FIG. 1 depicts a prior art printhead module 100. Printhead module 100 includes printhead units 104, 120, 124, and 128, docking balls 132 and 140, and printhead array carriage members 136 and 144. A top cover 146 provides a cover for the printhead module 100. Each printhead unit 104, 120, 124, and 128 includes a printhead face, with printhead unit 104 shown having a front faceplate 108. The printhead faceplate 108 includes an array of apertures to which inkjets are fluidly coupled for the ejection of ink drops onto the print media. A printer can include one or more printhead modules, such as printhead module 100 that are configured to eject ink having one or more colors for application onto the print media.
FIG. 2 is a perspective view of the printhead module 100 of FIG. 1 without the top cover 146 and the printhead units 104, 120, 124, and 128. One or more printhead modules 100 can be incorporated into a printing apparatus where each of the individual printhead modules 100 can print a single color of heated phase change ink through the plurality of printheads.
Each one of a plurality of printhead supports 202 supports a printhead unit (see FIG. 1) where the plurality of printhead supports 202 are supported by a support bar 204 coupled to a front wall 206 of the printhead module 100. Each of the printhead supports 202 includes an electrical connector 203, which provides electrical control and printing signals to the printhead that are received from electrical cables 205.
The front wall 206 cooperates with a first side wall 208, a second side wall 210, a bottom wall 212, and a back wall 214 for form a housing 216, which supports the support bar 204. The housing 216 supports a manifold 218, which receives heated phase change ink from an ink reservoir of heated ink (not shown). The manifold 218 includes a plurality of ink injectors 220, which receive ink from the heated ink reservoir, each of which supply ink to one of the printheads, through a conduit cable 222. The conduit cable 222 includes a plurality of conduits, such as tubes or hoses, which can be heated and which carry the heated ink to respective printheads. A conduit support 224, disposed between the conduit cable 222 and the bottom wall 212, provides support to the conduit cable 222 and the individual conduits disposed therein. The support 224, not only provides support for the cables, but can support a plurality of ink leakage detectors as described herein. The support 224 is shown being configured to provide support for a change in height from the exit point of the conduits at the manifold 218 to locations where the conduits enter the printheads. Other sizes and shapes of the support 224 can also be provided for different configurations of conduits cables and conduits.
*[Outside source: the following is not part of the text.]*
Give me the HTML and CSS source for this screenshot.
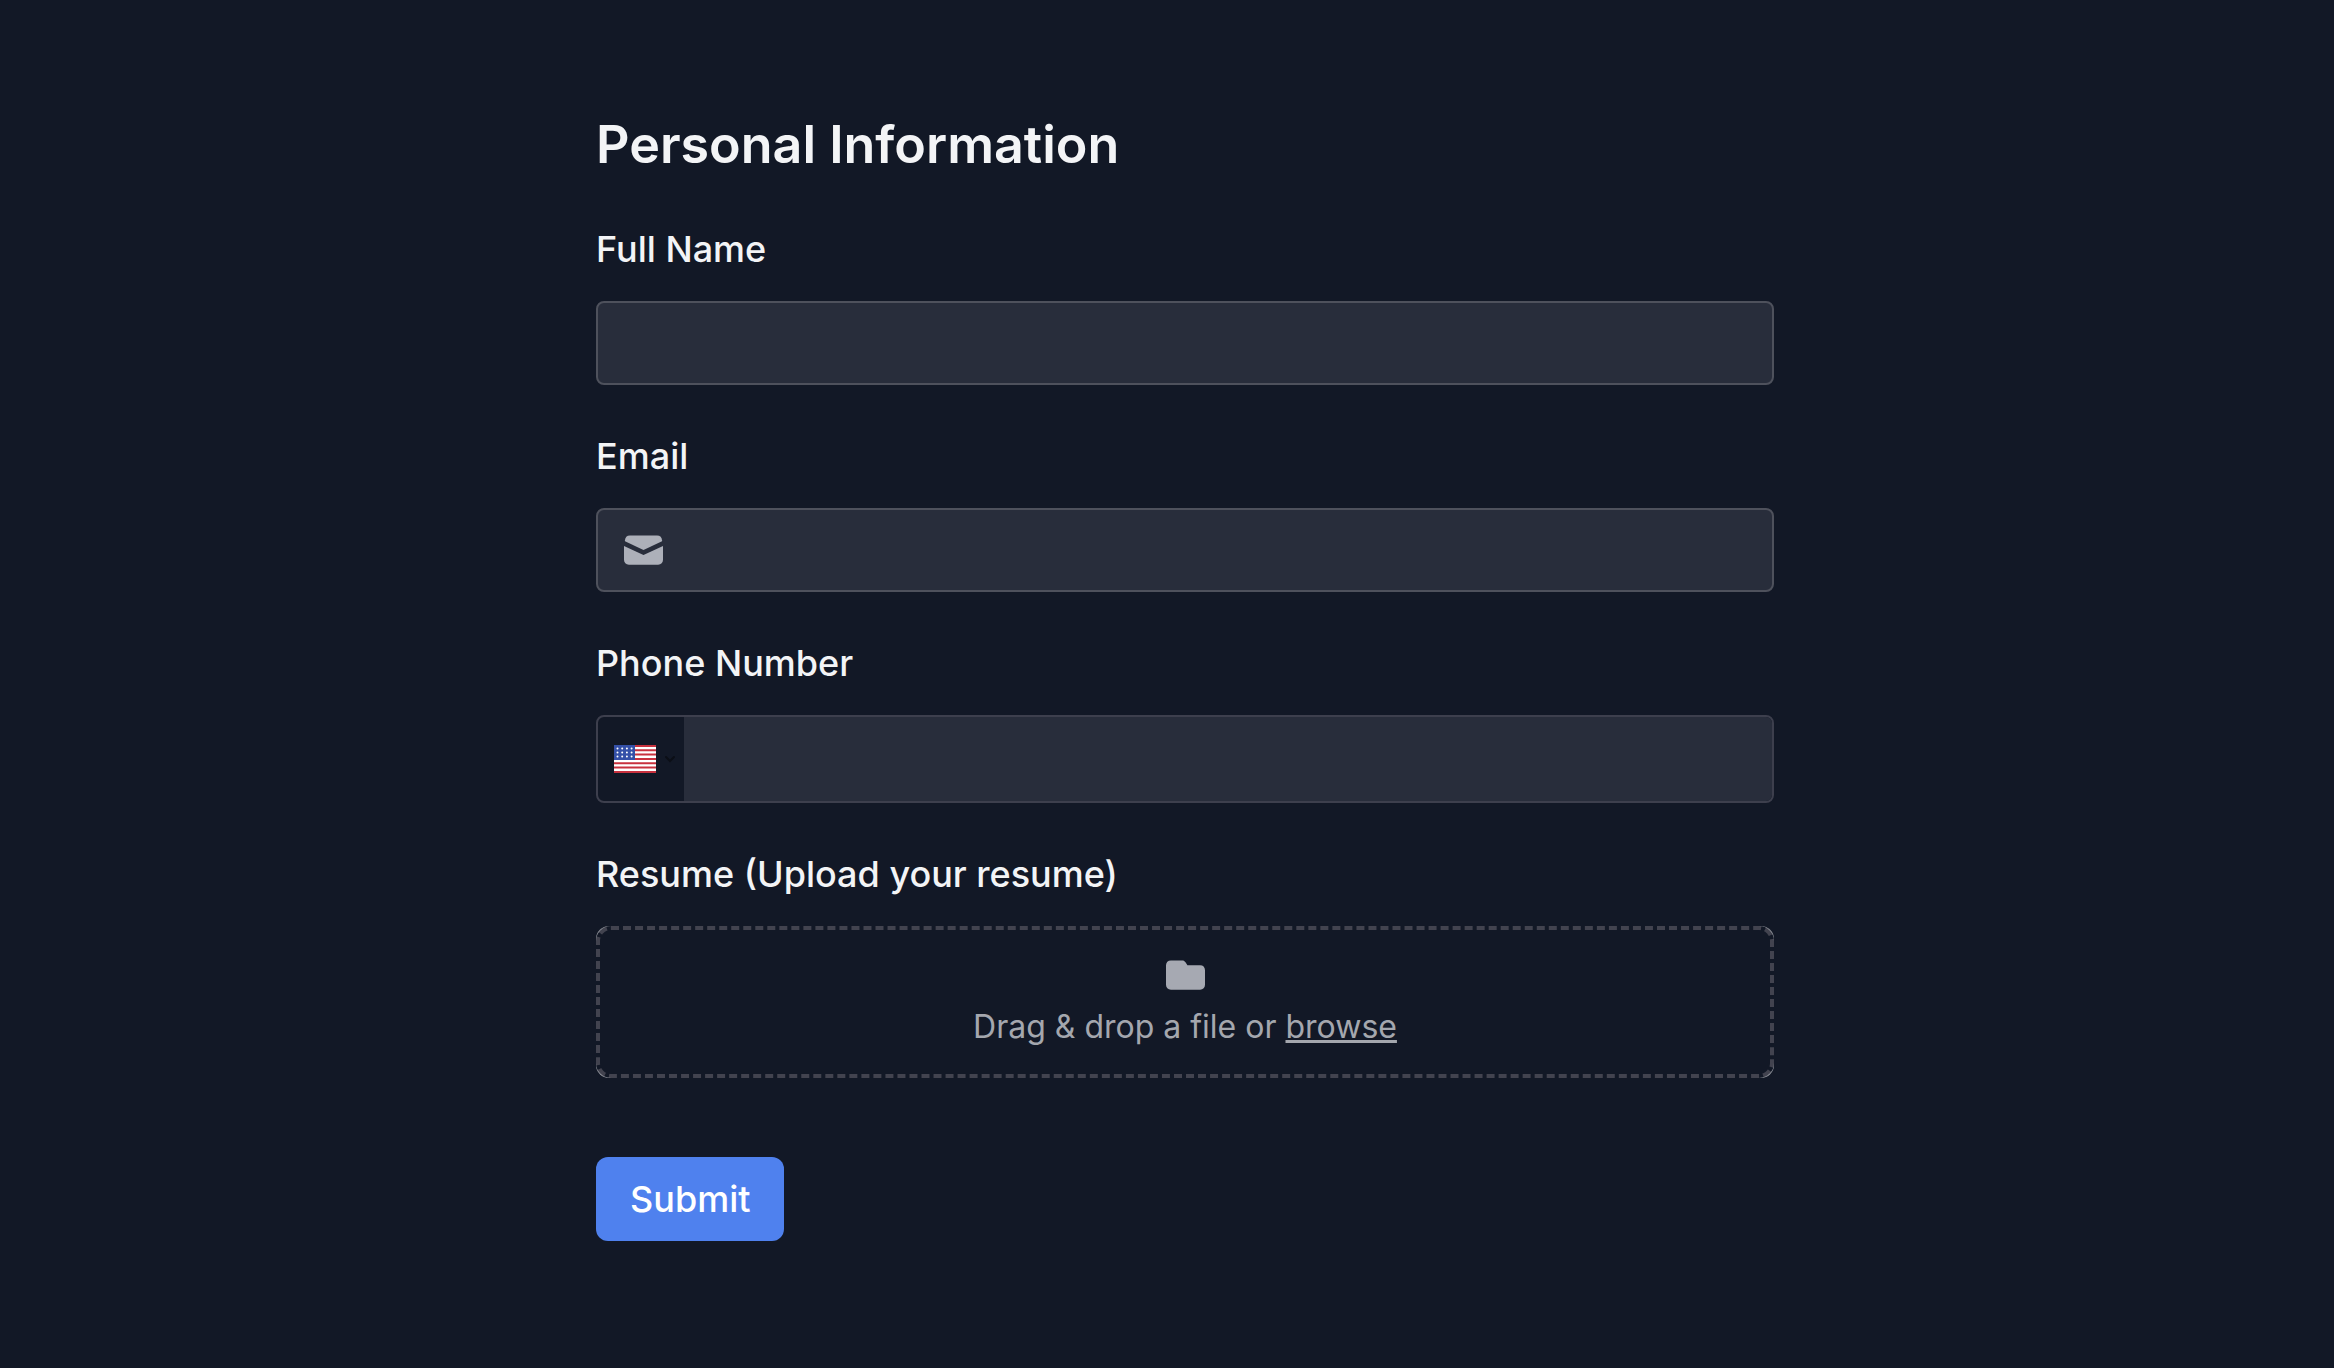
FILE: index.html
```
<!DOCTYPE html>
<html lang="en">
<head>
	<meta charset="UTF-8"/>
	<meta name="viewport" content="width=device-width,initial-scale=1.0"/>
	<title>Personal Information</title>
	<link rel="stylesheet" href="styles.css">
</head>
<body>

<main>
	<form class="form">
		<h1>Personal Information</h1>

		<div class="field">
			<label for="name">Full Name</label>
			<input class="control" type="text" id="name" name="name">
		</div>

		<div class="field">
			<label for="email">Email</label>
			<div class="control icon-control">
				<svg class="icon mail" viewBox="0 0 40 30" aria-hidden="true">
					<path d="M6 0h28c3 0 5 2 5 5v1L20 15 1 6V5c0-3 2-5 5-5z"/>
					<path d="M0 11l20 9 20-9v14c0 3-2 5-5 5H5c-3 0-5-2-5-5z"/>
				</svg>
				<input type="email" id="email" name="email">
			</div>
		</div>

		<div class="field">
			<label for="phone">Phone Number</label>
			<div class="phone">
				<div class="country">
					<svg class="flag" viewBox="0 0 42 28" aria-hidden="true">
						<path fill="#fff" d="M0 0h42v28H0z"/>
						<path stroke="#c8313e" stroke-width="2" d="M0 1h42M0 5.3h42M0 9.6h42M0 14h42M0 18.3h42M0 22.6h42M0 27h42"/>
						<path fill="#3450a8" d="M0 0h21v15H0z"/>
						<path stroke="#fff" stroke-width="2" stroke-linecap="round" stroke-dasharray="0 4.7" d="M3.5 3.5h15M3.5 7.5h15M3.5 11.5h15"/>
					</svg>
					<svg class="chevron" viewBox="0 0 12 8" aria-hidden="true">
						<path d="M2 2l4 4 4-4"/>
					</svg>
					<select name="country" aria-label="Country">
						<option value="US">United States</option>
						<option value="CA">Canada</option>
						<option value="GB">United Kingdom</option>
					</select>
				</div>
				<input type="tel" id="phone" name="phone">
			</div>
		</div>

		<div class="field">
			<label for="resume">Resume (Upload your resume)</label>
			<div class="upload">
				<div class="drop">
					<input type="file" id="resume" name="resume">
					<svg class="icon" viewBox="0 0 40 30" aria-hidden="true">
						<path d="M5 0h12c1 0 2 .5 3 2l2 3h13c3 0 5 2 5 5v15c0 3-2 5-5 5H5c-3 0-5-2-5-5V5c0-3 2-5 5-5z"/>
					</svg>
					<p>Drag &amp; drop a file or <a href="#resume">browse</a></p>
				</div>
			</div>
		</div>

		<button class="submit" type="submit">Submit</button>
	</form>
</main>

</body>
</html>
```
FILE: styles.css
```
* {box-sizing: border-box;}
html, body {
	margin: 0;
}
body {
	background: #121826;
	color: #f3f4f6;
	font-family: Inter, sans-serif;
	font-size: 36px;
	min-height: 100vh;
}
main {
	padding: 113px 36px 112px 72px;
}
.form {
	margin: auto;
	max-width: 1178px;
}
h1 {
	font-size: 52px;
	font-weight: 600;
	line-height: 64px;
	margin: 0 0 48px;
}
.field {
	margin-bottom: 47px;
}
label {
	display: block;
	font-weight: 500;
	line-height: 48px;
	margin-bottom: 28px;
}
input, select, button {
	font: inherit;
	color: inherit;
}
input {
	background: none;
	border: none;
	min-width: 0;
	outline: none;
}
.control {
	background: #282d3b;
	border: 2px solid #4e515c;
	border-radius: 8px;
	display: block;
	height: 84px;
	padding: 0 26px;
	width: 100%;
}
.icon {
	fill: #a6a9b2;
	height: 30px;
	width: 39px;
}
.mail {
	fill: #adb0b9;
}
.icon-control {
	align-items: center;
	display: flex;
	gap: 20px;
}
.icon-control input, .phone > input {
	flex: 1;
	height: 100%;
	padding: 0;
}
.phone {
	border: 2px solid #3d3f4d;
	border-radius: 8px;
	display: flex;
	height: 88px;
	overflow: hidden;
}
.phone > input {
	background: #282d3b;
	padding: 0 20px;
}
.country {
	align-items: center;
	display: flex;
	gap: 8px;
	padding: 0 8px 0 16px;
	position: relative;
}
.country select {
	cursor: pointer;
	height: 100%;
	left: 0;
	opacity: 0;
	position: absolute;
	top: 0;
	width: 100%;
}
.flag {
	height: 28px;
	width: 42px;
}
.chevron {
	fill: none;
	height: 8px;
	stroke: #0b0e16;
	stroke-linecap: round;
	stroke-width: 2;
	width: 12px;
}
/* the lighter layer only shows at the rounded corners */
.upload {
	background: #8f929a;
	border-radius: 13px;
}
.drop {
	align-items: center;
	background: #121826;
	border: 4px dashed #42434f;
	border-radius: 15px;
	color: #a4a7ae;
	display: flex;
	flex-direction: column;
	gap: 14px;
	padding: 30px 20px 24px;
	position: relative;
}
.drop input {
	cursor: pointer;
	height: 100%;
	left: 0;
	opacity: 0;
	position: absolute;
	top: 0;
	width: 100%;
}
.drop p {
	font-size: 32px;
	line-height: 46px;
	margin: 0;
}
.drop a {
	color: inherit;
	text-decoration-thickness: 3px;
}
.submit {
	background: #4f81ee;
	border: none;
	border-radius: 12px;
	color: #fff;
	cursor: pointer;
	font-weight: 500;
	height: 84px;
	margin-top: 32px;
	padding: 0 34px;
}
```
One or more printed circuit boards 226 are disposed on either side of the cable 222. The printed circuit boards 226 provide a variety of control functions for the printheads carried by the cables 205. The printed circuit boards can also provide control signals to control the flow of the heated phase change ink delivered by the injectors 220.
FIG. 3 is a perspective view of manifold 218 coupled to a plurality of conduits 230 and supported by a leakage support or tray 232 disposed beneath the conduits 230. While the leakage tray 232 is illustrated to subtend only a portion of the conduits, the leakage tray 232 can extend to the manifold 218 beneath the conduits 230. The tray 232 can be substantially planar but can also be formed to include non-planar structures such as the structure of support 224.
The conduits 230 are coupled to an output manifold 234 at a first end 236 and terminate at a plurality of second ends 238, each of which is coupled to one of the respective printheads of FIG. 1. At each of the second ends 238, a coupler 239 terminates the respective conduit at a preselected termination point for coupling of the conduit to the associated printhead. The leakage tray 232 includes a plurality of arms 240, each of which subtends a conduit 230, or portion thereof, and the conduit second end 238. Each of the arms 240 is coupled to central portion 242, which supports a portion of each of the conduits 230.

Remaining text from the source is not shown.